(Dataset records)
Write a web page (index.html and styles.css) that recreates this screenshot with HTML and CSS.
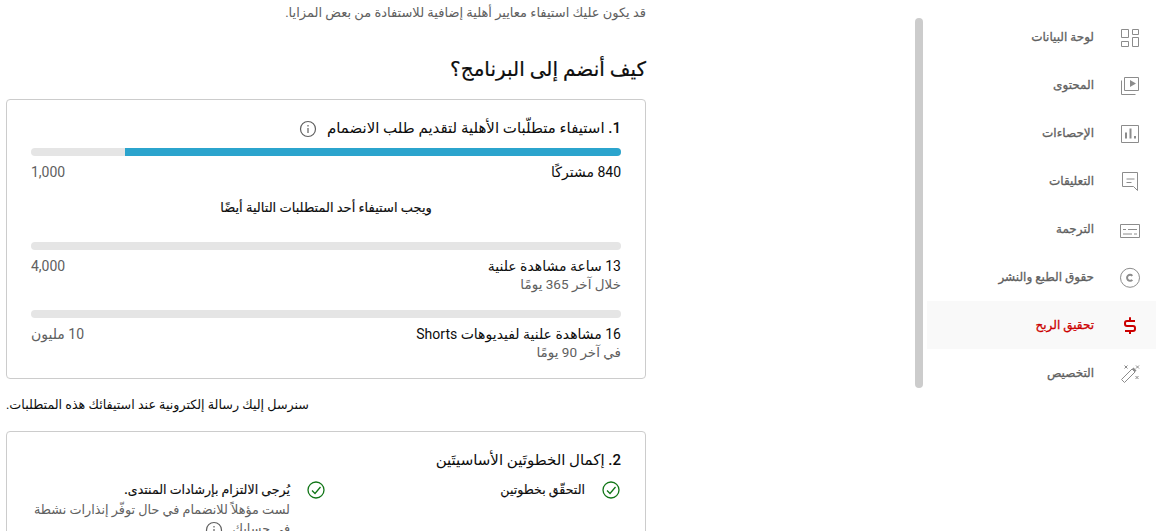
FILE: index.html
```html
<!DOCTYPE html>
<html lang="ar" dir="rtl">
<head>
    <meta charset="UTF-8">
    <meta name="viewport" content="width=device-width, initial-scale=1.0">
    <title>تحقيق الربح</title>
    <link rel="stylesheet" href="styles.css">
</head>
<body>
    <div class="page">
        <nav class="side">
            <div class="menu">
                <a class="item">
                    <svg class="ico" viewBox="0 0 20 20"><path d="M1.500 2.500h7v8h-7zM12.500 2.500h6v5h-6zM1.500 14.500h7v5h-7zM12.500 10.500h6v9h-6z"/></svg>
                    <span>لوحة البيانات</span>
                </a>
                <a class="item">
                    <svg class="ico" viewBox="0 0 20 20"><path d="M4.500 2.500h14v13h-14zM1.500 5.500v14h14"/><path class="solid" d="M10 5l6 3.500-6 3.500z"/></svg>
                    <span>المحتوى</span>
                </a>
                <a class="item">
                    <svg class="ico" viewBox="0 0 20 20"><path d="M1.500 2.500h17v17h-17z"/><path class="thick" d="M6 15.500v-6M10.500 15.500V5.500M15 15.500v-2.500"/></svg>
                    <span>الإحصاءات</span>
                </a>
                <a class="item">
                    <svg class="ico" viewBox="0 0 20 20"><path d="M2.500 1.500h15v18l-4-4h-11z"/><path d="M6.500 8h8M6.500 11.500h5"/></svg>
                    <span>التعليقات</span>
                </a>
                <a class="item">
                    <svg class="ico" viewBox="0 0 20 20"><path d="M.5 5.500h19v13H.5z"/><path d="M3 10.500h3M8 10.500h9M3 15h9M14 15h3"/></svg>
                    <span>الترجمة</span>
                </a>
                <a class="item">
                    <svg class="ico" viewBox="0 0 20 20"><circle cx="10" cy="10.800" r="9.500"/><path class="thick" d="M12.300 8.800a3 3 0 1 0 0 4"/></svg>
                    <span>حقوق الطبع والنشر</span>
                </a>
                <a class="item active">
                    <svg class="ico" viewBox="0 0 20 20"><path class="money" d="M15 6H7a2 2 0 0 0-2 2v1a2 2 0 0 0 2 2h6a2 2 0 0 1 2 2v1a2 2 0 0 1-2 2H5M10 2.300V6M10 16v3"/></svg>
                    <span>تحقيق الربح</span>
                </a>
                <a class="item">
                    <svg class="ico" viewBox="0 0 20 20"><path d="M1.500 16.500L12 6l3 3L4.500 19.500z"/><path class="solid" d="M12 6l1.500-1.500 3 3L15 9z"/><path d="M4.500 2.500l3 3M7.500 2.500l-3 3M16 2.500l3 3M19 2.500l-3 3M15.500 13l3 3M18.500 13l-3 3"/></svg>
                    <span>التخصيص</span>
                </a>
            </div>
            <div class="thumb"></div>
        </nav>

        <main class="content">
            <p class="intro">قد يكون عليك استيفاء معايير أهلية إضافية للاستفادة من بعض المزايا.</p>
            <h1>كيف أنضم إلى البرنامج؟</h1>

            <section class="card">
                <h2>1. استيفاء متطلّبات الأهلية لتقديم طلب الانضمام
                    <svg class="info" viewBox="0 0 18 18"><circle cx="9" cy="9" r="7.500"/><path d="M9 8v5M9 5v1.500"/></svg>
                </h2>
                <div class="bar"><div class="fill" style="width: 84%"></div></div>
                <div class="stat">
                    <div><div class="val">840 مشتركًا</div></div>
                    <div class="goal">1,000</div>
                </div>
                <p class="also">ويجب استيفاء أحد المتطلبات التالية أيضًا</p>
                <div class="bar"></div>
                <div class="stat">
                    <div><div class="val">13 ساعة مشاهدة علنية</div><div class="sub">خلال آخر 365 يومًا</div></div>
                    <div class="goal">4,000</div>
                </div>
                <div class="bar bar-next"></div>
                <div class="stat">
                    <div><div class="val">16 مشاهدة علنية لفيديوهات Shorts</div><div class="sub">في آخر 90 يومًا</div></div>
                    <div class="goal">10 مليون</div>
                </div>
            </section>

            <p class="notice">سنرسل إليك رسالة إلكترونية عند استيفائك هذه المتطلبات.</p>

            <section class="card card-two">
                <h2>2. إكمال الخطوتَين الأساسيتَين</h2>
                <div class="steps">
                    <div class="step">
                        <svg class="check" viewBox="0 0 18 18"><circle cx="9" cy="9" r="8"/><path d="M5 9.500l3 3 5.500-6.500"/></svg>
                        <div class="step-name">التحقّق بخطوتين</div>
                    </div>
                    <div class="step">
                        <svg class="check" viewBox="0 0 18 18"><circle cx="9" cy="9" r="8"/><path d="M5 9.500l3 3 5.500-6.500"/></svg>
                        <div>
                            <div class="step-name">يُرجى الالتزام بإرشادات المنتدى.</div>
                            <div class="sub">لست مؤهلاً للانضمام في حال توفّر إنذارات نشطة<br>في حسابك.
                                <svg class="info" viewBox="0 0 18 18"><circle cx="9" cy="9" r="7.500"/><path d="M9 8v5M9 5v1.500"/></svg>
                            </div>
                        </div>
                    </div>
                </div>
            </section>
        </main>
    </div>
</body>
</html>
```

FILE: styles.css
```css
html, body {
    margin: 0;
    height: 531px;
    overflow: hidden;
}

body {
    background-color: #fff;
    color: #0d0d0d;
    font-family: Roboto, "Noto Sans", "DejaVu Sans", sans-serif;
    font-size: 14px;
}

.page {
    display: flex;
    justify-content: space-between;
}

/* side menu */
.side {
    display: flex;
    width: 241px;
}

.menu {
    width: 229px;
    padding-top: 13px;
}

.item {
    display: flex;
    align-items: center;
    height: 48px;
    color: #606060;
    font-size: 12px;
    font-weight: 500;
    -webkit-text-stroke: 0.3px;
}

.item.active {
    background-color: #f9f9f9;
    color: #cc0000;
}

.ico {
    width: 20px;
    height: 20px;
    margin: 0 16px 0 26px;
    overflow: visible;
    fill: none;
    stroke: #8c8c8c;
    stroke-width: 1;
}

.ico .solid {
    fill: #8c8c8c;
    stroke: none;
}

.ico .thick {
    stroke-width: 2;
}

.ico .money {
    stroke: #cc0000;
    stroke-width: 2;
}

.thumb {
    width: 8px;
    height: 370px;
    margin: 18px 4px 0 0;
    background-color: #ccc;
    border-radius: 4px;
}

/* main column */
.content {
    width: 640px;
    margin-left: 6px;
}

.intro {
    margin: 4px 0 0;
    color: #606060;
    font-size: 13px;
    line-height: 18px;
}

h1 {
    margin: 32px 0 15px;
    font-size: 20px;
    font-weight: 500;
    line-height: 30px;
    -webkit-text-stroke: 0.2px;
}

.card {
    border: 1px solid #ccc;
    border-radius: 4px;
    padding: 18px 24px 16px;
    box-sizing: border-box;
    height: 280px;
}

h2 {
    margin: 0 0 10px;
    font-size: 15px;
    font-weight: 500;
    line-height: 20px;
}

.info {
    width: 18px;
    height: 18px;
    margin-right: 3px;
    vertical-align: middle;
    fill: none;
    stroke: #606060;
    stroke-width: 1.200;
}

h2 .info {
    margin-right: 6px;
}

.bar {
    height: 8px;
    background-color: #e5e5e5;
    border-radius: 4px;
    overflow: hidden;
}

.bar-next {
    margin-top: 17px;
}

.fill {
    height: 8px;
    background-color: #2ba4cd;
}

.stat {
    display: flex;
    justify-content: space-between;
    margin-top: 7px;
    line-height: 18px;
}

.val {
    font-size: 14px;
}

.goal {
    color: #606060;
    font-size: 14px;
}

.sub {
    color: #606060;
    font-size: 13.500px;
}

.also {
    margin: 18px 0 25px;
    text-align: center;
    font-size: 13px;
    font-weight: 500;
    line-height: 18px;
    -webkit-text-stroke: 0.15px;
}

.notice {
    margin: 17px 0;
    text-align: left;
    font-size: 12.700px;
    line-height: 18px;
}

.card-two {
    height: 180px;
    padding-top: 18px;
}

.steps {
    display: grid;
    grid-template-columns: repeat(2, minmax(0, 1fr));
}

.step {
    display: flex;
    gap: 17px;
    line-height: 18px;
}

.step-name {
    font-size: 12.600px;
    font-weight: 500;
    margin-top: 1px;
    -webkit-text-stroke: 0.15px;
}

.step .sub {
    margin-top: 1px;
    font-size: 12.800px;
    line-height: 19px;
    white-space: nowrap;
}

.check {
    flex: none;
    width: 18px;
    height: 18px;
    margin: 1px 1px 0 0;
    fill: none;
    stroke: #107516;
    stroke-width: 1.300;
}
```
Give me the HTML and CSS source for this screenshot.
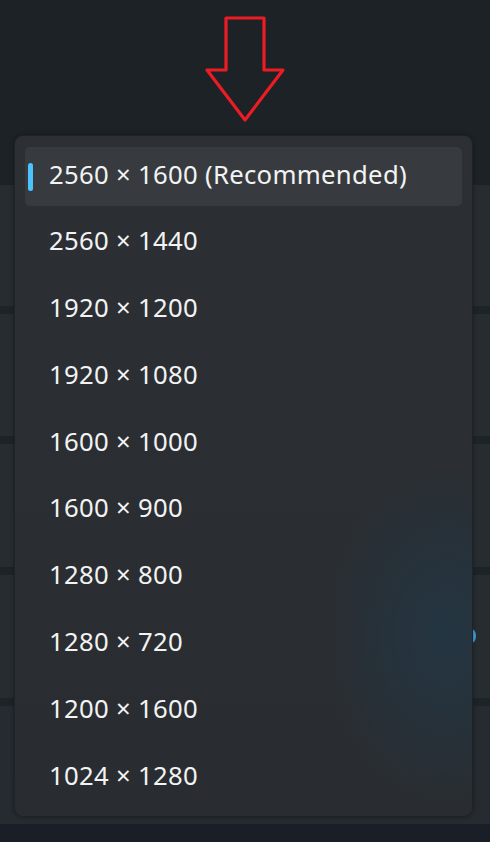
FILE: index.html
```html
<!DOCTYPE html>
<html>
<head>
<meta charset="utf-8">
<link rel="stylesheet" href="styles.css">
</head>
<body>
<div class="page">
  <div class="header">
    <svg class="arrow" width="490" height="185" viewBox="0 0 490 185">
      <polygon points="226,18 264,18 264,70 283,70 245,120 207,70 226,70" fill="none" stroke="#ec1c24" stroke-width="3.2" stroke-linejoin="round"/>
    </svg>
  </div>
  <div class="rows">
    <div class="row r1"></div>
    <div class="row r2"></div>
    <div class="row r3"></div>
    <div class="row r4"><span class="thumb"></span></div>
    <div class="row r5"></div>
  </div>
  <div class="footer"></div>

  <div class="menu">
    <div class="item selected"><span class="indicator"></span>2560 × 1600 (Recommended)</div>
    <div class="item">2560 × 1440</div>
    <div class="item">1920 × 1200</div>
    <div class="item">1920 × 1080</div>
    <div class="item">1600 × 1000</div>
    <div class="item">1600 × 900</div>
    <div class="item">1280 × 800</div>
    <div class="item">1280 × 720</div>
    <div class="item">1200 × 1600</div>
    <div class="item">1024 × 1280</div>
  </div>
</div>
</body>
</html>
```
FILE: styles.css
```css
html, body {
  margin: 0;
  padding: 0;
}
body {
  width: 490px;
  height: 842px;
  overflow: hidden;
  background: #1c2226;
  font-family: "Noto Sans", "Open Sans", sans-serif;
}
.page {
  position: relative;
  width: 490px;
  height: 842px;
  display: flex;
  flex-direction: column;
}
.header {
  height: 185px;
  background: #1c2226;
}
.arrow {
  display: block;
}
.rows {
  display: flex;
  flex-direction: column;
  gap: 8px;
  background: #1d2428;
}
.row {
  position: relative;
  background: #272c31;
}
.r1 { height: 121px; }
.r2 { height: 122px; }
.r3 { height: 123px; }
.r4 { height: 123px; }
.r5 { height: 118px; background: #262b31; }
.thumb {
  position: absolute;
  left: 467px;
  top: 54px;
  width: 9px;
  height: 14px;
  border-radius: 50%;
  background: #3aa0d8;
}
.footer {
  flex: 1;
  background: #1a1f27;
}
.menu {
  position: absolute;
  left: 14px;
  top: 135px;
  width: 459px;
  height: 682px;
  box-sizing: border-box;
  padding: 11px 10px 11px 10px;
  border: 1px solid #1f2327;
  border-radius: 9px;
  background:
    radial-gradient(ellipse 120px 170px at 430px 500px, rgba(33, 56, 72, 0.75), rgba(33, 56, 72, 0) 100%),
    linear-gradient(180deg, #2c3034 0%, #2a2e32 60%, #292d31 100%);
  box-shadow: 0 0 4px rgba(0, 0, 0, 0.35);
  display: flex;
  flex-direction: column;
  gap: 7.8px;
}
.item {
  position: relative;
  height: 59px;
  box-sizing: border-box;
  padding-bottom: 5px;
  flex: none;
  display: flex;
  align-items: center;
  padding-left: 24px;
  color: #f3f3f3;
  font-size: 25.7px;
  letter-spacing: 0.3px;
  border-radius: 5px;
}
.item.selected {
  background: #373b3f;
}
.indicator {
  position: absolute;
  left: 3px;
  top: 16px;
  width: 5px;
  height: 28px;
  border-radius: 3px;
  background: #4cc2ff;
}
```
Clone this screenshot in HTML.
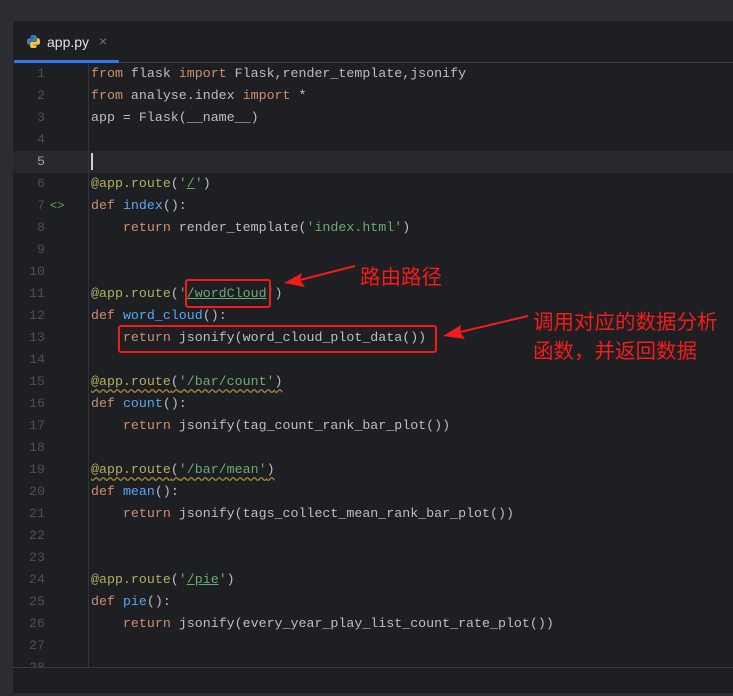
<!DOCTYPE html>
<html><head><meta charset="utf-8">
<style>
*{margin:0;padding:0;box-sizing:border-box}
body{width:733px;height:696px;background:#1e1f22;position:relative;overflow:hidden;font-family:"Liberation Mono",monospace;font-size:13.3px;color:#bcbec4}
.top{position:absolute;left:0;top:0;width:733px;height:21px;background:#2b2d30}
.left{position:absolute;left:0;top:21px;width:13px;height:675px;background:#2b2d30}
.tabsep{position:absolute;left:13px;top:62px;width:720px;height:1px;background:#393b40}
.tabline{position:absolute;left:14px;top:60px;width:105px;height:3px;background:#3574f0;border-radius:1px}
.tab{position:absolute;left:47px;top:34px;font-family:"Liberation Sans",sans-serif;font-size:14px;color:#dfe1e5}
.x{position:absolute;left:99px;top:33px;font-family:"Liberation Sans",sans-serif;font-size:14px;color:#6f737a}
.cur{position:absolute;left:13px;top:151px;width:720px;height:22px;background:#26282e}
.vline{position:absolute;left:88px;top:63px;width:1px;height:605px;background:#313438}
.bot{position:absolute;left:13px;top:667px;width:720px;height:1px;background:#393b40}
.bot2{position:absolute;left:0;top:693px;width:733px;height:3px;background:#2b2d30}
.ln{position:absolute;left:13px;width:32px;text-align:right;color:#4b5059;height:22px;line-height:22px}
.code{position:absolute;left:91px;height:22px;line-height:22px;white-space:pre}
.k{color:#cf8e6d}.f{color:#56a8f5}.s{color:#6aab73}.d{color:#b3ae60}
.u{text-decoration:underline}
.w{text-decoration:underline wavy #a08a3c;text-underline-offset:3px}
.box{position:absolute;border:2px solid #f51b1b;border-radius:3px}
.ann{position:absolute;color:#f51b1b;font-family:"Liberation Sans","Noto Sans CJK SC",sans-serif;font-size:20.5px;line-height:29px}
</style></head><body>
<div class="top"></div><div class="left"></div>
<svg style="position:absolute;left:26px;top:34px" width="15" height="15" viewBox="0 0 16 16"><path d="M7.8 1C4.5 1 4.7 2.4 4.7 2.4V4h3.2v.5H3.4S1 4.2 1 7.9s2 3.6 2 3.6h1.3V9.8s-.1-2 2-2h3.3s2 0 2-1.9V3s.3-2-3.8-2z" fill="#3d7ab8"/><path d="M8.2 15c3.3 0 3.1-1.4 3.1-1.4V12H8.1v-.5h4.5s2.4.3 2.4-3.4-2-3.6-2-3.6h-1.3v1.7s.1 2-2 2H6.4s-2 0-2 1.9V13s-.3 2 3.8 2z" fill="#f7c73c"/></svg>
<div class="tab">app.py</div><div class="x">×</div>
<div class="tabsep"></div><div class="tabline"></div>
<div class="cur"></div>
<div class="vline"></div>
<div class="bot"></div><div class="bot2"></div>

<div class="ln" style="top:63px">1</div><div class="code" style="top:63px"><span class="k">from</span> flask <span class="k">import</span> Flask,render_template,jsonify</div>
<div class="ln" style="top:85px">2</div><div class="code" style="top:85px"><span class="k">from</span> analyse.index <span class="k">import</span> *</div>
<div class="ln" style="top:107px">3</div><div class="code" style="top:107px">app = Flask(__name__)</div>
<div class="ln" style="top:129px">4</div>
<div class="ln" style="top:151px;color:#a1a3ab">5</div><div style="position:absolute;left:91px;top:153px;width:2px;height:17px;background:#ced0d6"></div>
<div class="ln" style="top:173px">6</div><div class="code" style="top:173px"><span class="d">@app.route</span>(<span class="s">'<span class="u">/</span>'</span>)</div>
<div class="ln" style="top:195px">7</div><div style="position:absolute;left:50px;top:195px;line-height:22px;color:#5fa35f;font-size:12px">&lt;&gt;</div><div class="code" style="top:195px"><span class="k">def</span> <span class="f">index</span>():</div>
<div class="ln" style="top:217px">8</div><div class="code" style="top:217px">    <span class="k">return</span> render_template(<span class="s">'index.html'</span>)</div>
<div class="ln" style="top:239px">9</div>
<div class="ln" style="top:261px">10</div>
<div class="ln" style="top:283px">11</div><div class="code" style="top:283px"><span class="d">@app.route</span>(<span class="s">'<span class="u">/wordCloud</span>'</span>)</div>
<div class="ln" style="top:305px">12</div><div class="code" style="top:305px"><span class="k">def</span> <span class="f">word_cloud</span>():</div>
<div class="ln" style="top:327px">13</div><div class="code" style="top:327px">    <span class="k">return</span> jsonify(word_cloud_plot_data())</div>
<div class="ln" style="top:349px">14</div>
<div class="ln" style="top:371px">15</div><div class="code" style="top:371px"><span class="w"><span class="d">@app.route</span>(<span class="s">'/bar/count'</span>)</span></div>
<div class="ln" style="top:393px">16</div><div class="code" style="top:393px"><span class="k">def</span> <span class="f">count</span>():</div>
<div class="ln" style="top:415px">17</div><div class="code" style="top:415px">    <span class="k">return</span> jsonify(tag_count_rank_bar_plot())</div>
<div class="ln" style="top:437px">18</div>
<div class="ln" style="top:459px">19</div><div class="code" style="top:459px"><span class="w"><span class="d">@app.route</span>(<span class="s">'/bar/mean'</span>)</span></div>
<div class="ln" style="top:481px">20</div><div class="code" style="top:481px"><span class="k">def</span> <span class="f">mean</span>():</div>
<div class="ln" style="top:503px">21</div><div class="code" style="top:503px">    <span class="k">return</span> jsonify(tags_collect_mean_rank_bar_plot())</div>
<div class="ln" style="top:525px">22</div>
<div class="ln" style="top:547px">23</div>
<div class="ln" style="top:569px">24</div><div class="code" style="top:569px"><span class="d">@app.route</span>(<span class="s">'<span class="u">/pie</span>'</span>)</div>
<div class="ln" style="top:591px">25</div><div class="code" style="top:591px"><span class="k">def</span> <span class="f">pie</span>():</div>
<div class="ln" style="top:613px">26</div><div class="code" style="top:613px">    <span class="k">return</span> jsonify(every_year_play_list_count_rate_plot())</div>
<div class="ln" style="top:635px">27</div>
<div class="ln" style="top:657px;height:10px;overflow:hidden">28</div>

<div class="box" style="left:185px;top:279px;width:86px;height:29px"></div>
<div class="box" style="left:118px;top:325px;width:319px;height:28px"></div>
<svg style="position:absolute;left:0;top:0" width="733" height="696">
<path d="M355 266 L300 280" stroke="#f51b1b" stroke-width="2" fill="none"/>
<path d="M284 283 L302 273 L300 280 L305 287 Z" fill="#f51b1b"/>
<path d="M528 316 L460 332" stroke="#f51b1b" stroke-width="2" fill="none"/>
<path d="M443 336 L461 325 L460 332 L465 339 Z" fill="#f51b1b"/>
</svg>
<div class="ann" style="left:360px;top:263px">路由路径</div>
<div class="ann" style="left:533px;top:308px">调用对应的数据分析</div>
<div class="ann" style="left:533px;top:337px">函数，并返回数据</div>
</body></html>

### BRIEF
Count the lines of these entries that hold the string "page", and give only that number.

### RESULT FOR THIS TASK
5